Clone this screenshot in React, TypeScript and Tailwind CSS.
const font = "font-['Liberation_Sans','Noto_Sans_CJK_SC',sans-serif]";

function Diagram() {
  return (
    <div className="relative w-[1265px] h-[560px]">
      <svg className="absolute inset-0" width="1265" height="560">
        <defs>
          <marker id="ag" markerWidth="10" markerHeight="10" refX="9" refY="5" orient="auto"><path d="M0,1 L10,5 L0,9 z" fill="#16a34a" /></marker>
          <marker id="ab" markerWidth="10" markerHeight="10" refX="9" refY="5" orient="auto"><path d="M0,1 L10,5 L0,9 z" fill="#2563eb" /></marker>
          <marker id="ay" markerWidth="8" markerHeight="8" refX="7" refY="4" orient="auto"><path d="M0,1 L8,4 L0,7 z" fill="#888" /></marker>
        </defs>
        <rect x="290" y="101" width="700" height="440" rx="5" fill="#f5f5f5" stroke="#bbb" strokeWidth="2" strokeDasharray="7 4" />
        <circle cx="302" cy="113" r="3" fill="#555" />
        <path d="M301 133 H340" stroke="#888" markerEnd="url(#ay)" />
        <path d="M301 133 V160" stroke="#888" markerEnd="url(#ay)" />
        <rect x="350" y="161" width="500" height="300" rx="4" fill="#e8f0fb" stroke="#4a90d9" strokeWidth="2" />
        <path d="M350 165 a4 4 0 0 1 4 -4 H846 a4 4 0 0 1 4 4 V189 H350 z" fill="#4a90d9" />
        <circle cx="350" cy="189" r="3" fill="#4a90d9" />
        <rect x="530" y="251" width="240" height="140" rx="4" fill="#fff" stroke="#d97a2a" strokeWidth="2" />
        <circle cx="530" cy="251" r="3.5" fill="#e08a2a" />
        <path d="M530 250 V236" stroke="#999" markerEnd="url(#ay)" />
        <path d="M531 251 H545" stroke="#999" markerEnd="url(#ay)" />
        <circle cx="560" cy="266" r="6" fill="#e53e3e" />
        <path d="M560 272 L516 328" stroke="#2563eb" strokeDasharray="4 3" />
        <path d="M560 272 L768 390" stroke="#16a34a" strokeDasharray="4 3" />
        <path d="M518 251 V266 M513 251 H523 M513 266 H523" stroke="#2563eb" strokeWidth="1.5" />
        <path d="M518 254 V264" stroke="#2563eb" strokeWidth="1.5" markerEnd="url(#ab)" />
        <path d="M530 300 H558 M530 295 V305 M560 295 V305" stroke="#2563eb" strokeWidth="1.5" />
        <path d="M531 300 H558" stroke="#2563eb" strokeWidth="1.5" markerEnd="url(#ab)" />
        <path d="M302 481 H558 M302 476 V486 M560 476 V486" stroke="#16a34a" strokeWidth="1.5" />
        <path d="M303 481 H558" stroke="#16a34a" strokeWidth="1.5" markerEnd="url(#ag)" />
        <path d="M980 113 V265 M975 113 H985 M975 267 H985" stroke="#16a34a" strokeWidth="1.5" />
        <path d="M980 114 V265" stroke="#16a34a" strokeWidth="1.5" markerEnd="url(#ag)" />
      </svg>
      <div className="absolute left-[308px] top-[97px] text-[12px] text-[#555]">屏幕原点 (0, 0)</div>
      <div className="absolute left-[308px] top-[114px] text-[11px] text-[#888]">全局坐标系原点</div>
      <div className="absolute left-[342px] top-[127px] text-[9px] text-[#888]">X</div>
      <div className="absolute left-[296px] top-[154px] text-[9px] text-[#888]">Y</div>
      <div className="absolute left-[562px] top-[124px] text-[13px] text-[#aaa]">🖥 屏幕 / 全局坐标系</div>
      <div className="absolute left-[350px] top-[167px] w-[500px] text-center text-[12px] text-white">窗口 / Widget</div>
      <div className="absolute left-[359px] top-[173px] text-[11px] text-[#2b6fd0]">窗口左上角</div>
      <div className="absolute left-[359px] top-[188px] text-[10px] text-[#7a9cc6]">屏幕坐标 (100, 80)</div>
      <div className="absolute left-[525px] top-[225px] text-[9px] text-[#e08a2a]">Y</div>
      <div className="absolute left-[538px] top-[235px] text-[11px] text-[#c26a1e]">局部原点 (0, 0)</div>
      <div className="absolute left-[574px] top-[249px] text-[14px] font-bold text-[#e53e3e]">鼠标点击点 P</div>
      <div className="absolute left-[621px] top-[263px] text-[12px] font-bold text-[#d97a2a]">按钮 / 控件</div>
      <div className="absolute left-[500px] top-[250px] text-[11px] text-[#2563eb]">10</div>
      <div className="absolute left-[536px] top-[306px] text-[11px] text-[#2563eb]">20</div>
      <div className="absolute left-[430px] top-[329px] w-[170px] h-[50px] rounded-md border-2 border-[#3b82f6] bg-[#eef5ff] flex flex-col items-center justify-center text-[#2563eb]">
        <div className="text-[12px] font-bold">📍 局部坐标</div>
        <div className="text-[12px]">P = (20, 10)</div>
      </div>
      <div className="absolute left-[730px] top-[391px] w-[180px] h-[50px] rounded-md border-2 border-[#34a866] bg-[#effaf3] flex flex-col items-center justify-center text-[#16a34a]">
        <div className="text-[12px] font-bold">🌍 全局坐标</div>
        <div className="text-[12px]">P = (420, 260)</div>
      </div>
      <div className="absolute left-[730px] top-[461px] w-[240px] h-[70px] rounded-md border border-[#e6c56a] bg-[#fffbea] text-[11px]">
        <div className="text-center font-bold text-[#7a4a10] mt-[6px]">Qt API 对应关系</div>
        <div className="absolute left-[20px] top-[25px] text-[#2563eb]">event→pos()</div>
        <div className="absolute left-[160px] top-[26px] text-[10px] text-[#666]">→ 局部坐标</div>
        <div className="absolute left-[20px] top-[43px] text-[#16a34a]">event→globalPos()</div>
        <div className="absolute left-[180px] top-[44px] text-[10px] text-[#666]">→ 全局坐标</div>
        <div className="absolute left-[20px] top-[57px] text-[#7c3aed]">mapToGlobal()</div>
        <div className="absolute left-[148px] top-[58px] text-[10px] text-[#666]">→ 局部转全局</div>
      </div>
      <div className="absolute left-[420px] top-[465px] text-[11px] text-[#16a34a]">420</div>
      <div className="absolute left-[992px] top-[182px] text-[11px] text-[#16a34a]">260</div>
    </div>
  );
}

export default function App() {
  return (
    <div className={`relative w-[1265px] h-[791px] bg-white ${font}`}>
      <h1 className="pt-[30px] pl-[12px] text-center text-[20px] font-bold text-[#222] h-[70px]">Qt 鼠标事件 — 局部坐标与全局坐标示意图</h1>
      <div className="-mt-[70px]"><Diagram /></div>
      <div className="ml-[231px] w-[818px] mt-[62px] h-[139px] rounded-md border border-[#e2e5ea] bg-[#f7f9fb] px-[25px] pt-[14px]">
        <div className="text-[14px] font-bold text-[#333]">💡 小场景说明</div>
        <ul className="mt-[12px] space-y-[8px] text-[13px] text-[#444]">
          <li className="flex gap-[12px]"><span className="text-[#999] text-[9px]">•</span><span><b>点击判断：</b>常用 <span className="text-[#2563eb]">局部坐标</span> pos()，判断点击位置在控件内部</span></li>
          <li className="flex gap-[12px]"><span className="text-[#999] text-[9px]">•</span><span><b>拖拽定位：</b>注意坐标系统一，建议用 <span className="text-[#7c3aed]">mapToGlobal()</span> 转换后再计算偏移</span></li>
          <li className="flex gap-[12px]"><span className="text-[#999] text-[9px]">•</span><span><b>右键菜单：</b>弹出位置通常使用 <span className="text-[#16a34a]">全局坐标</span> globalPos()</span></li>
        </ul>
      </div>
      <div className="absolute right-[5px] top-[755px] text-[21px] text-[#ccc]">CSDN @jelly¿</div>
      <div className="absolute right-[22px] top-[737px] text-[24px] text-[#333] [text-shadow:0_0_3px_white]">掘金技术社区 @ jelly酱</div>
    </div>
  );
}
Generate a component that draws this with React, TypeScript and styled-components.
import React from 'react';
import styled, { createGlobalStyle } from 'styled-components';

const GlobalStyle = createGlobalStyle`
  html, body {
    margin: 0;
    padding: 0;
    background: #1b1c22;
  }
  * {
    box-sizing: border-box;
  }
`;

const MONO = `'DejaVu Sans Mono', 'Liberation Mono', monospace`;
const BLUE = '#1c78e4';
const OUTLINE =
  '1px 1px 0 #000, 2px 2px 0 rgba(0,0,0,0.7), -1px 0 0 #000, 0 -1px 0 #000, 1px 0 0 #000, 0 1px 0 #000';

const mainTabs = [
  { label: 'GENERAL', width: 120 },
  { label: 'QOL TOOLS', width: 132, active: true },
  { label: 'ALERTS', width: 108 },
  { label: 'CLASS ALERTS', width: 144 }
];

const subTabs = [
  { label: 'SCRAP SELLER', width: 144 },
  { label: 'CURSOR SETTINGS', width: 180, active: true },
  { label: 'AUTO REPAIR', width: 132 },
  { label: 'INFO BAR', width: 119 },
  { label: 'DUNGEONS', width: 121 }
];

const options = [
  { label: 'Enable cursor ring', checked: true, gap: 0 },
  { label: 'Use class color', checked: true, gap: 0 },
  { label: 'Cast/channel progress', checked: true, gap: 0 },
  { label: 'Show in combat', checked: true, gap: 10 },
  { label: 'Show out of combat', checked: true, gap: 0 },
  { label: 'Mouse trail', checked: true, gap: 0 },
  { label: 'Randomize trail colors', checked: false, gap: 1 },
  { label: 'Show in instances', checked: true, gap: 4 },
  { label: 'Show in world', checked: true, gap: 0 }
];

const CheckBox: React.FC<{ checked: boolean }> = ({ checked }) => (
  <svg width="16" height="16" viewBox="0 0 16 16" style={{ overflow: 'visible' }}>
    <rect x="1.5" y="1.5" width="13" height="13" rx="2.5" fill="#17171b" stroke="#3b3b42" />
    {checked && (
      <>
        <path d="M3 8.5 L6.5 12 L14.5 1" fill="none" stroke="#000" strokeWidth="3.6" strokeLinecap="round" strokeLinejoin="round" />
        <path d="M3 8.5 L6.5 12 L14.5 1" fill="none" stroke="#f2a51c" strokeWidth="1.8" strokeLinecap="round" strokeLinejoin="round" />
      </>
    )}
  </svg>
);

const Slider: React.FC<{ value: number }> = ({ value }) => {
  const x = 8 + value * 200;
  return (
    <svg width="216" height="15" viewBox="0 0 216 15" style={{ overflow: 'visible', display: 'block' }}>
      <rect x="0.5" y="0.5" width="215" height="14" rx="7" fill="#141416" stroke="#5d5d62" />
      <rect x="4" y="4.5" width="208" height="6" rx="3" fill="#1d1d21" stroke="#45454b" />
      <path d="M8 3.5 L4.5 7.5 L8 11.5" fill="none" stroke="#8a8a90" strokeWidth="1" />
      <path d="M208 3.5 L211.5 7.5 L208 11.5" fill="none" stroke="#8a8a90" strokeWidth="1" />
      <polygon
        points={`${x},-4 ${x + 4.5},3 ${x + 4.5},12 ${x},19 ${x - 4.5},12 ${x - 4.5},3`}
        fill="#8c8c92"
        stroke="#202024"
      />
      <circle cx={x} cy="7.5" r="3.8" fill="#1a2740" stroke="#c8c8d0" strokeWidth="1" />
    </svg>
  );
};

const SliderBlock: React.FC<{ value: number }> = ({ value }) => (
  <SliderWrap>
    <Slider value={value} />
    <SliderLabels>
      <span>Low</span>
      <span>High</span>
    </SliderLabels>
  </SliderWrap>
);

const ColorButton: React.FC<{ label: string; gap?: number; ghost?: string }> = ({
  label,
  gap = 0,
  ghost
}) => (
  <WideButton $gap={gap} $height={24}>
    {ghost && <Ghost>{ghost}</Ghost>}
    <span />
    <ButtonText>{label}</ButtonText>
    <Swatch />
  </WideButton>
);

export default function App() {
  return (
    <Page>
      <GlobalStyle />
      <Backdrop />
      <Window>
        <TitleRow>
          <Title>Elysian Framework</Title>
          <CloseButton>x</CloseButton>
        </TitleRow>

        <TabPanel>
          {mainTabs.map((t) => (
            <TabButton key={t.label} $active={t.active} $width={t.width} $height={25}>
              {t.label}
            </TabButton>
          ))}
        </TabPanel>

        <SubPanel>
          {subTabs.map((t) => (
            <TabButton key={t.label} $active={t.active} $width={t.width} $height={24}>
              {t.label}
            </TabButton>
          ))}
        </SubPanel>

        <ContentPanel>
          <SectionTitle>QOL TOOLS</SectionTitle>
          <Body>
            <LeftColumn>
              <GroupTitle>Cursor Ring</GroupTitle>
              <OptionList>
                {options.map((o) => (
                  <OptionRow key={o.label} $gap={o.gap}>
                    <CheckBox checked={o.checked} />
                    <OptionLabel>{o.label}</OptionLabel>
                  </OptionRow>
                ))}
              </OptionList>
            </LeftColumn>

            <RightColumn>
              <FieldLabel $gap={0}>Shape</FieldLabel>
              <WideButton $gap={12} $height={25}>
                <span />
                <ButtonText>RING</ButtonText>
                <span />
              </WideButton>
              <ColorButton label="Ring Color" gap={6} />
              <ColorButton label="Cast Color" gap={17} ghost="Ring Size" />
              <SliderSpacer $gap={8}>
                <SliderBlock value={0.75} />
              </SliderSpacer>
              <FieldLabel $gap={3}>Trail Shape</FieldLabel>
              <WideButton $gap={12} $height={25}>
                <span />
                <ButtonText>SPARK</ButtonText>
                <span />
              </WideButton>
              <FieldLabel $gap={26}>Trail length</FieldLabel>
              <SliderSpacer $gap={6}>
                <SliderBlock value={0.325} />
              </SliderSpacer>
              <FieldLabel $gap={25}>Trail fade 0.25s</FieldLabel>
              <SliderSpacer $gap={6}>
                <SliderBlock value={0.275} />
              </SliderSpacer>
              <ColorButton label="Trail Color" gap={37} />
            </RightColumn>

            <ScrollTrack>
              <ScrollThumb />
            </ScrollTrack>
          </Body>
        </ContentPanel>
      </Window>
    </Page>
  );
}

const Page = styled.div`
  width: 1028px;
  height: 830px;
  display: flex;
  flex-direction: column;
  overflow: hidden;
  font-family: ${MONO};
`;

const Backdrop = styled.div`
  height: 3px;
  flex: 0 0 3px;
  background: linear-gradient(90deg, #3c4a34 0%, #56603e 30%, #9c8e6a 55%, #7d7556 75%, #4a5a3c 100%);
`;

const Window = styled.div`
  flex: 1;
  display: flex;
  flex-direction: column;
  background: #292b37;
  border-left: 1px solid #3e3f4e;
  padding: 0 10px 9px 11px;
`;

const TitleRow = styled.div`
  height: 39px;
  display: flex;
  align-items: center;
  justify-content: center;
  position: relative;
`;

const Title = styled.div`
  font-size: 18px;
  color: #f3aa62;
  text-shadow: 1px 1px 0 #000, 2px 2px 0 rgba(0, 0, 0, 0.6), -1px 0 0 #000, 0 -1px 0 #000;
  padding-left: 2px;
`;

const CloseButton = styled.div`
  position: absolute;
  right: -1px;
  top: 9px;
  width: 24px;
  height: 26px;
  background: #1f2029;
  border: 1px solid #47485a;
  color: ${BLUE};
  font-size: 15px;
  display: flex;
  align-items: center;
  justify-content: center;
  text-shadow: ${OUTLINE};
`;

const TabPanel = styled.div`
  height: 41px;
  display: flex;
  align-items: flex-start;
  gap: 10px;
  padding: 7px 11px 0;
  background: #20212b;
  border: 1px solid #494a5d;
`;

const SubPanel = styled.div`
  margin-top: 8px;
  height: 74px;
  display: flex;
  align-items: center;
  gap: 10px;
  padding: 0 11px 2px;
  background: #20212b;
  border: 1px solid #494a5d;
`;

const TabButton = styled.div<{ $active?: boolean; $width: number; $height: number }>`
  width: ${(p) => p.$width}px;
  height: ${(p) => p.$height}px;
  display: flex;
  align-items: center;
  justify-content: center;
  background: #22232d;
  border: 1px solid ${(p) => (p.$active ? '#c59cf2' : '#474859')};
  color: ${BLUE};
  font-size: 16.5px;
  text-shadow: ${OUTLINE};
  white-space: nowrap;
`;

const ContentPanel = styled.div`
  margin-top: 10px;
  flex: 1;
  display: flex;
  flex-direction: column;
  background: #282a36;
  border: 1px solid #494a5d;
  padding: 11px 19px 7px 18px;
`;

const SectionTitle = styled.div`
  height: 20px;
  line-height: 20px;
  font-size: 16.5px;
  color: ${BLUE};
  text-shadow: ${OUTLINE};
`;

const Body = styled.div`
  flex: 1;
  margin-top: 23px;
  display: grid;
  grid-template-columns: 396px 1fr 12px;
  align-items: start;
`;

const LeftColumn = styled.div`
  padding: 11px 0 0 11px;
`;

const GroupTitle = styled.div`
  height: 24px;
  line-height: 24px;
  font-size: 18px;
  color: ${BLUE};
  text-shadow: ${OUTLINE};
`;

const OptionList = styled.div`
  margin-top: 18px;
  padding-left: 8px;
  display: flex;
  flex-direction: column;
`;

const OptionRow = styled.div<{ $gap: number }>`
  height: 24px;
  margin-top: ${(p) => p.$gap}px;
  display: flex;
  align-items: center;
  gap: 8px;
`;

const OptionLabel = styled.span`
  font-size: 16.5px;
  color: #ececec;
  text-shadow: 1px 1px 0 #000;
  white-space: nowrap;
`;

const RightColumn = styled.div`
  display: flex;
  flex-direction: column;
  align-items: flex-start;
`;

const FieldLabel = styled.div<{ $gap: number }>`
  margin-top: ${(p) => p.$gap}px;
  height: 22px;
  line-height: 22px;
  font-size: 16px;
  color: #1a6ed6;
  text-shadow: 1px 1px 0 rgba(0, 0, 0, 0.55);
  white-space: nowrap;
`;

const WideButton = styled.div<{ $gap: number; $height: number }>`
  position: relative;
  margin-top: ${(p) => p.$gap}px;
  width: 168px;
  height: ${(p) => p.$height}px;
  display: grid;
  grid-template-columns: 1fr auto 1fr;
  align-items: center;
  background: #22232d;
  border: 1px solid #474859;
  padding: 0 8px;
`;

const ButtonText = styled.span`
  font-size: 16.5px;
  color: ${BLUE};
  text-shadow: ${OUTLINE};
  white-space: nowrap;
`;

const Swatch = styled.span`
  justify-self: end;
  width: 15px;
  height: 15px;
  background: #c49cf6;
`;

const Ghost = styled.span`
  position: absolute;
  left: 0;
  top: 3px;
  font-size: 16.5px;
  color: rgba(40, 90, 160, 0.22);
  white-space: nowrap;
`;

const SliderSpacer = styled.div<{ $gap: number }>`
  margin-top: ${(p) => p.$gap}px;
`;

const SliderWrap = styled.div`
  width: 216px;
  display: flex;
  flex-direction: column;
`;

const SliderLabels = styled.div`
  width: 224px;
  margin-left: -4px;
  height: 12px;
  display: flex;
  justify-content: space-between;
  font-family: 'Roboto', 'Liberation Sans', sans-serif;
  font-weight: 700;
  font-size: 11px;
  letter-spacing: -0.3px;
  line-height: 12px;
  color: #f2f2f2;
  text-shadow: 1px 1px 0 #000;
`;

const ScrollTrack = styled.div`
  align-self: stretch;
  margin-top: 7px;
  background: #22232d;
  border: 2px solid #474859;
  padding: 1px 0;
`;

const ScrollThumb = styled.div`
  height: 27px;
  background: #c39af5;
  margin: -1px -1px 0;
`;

● **PROMPT**
Repeat the span of lines that opens with the line holding "Generate a component" and closes with the line holding "1px 0 #000';", exactly as it stands.

● **SOLUTION BELOW**
Generate a component that draws this with React, TypeScript and styled-components.
import React from 'react';
import styled, { createGlobalStyle } from 'styled-components';

const GlobalStyle = createGlobalStyle`
  html, body {
    margin: 0;
    padding: 0;
    background: #1b1c22;
  }
  * {
    box-sizing: border-box;
  }
`;

const MONO = `'DejaVu Sans Mono', 'Liberation Mono', monospace`;
const BLUE = '#1c78e4';
const OUTLINE =
  '1px 1px 0 #000, 2px 2px 0 rgba(0,0,0,0.7), -1px 0 0 #000, 0 -1px 0 #000, 1px 0 0 #000, 0 1px 0 #000';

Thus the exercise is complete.